‘Left-Handed Girl’ is a vivid, fast-moving drama shot entirely on iPhones, and it has the unmistakable energy of a Sean Baker project – fitting, as Baker, fresh off his Oscar win for ‘Anora’, serves as producer, writer and editor.
The story follows a single mother and her two daughters as they relocate to the bustling night markets of Taipei. The elder girl dresses provocatively and looks for connection in all the wrong places, while the five-year-old has developed a curious habit: she steals small items and blames it on her “cursed” left hand, a superstition planted by her grandfather. It’s a child’s coping mechanism, but it also becomes a metaphor for the family’s buried shame.

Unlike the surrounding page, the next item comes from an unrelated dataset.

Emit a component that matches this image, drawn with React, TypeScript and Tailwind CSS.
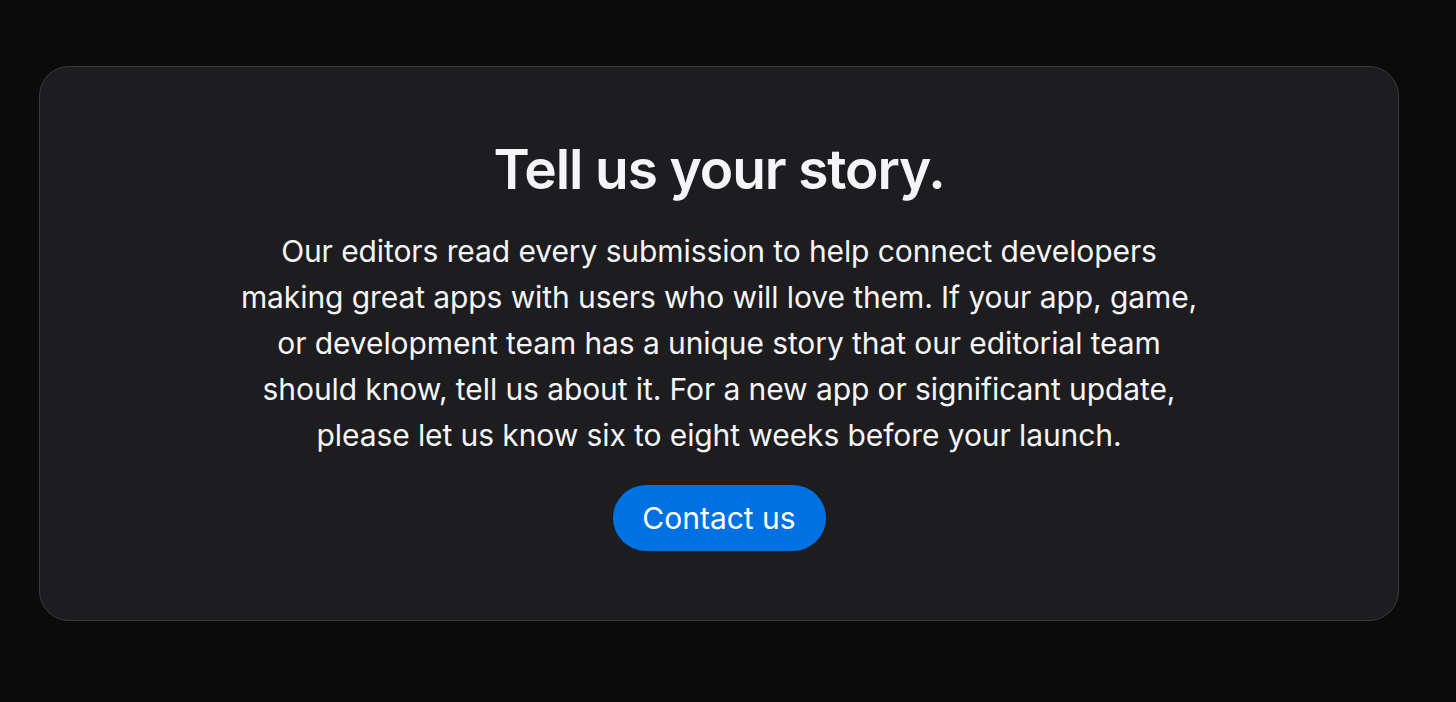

Like ‘The Prince of Tides’, this is a film where long-suppressed secrets come crashing to the surface, and it happens during the grandmother’s chaotic 60th birthday celebration. Whether it’s an attempt at confession or revenge, wounds that have shaped – and damaged – this family finally spill out into the open.
What makes it especially compelling is the contrast with the rest of the extended family: everyone else is wealthy and successful, while this mother and her daughters run a small noodle stand and live with constant money worries. The film doesn’t hide its commentary – being a girl is already a disadvantage in this patriarchal world, and being a divorced mother is worse.
The Taipei night market is practically a character in its own right: colourful, frantic, full of noise and neon. Much of the film is seen through the five-year-old’s eyes, which gives it an almost breathless immediacy. The handheld iPhone camerawork is always in motion, the editing quick and electric – very much in the spirit of ‘Anora’.
Ultimately, ‘Left-Handed Girl’ is a story about hustling to survive on capitalism’s margins, and the uncomfortable truth that, even after seismic family revelations, life still demands you get up the next morning and keep going.